■ PROMPT:
In the listing below, count the lines with "index" and report only the figure.

■ SUPPLIED INFORMATION:
________________________
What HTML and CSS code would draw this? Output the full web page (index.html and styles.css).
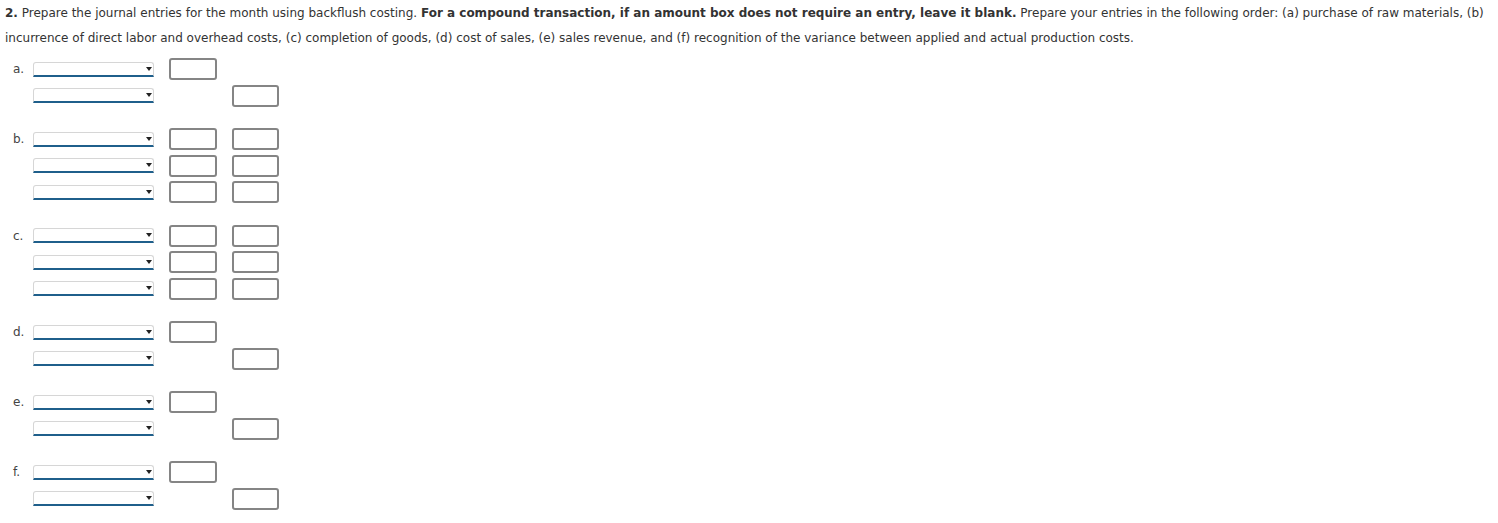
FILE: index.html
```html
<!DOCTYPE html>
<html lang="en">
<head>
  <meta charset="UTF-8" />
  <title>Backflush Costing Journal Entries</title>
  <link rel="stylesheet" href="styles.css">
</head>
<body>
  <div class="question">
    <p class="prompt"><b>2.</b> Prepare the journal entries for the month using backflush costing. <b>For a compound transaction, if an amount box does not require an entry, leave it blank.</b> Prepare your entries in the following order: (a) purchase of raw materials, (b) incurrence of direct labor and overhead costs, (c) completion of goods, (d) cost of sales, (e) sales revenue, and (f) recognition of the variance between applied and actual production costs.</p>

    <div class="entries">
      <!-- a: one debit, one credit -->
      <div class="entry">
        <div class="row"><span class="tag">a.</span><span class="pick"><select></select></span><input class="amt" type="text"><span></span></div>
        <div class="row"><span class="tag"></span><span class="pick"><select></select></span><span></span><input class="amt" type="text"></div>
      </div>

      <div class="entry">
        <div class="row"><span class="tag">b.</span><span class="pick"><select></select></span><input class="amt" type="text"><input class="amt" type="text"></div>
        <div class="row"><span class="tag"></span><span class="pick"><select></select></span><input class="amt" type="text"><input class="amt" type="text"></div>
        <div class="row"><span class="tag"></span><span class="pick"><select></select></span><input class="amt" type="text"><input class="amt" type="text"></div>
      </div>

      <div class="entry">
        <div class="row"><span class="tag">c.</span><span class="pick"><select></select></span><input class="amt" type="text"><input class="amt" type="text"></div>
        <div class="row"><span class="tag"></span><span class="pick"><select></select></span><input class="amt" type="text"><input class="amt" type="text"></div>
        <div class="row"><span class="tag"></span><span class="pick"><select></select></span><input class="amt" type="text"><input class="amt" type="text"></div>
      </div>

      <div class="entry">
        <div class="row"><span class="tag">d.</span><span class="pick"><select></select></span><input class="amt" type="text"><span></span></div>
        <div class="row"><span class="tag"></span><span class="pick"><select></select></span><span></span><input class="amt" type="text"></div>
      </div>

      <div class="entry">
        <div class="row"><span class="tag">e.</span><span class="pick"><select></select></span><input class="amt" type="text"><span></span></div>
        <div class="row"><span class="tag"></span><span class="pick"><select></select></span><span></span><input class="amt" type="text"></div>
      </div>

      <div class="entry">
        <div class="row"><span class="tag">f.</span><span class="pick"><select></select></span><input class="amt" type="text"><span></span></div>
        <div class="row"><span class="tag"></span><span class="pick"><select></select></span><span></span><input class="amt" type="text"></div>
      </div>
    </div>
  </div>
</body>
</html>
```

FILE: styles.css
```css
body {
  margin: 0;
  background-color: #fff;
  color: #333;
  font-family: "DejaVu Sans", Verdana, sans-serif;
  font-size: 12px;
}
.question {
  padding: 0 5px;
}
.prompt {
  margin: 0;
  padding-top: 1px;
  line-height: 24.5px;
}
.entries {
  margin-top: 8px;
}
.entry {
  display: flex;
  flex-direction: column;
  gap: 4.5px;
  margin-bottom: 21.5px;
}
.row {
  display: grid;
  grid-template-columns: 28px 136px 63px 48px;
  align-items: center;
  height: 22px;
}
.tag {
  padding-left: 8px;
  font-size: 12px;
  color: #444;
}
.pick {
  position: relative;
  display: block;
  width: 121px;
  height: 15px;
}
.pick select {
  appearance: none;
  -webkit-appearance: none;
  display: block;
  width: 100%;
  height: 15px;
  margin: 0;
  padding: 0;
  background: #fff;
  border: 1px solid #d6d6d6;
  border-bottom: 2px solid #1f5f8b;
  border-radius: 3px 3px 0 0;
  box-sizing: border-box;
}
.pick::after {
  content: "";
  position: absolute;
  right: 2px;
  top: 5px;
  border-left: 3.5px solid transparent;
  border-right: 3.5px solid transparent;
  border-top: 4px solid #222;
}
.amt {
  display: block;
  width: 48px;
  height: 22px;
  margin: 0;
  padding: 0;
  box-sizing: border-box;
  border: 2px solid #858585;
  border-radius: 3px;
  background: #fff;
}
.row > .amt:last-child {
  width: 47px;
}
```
________________________
■ THE SOLUTION:
2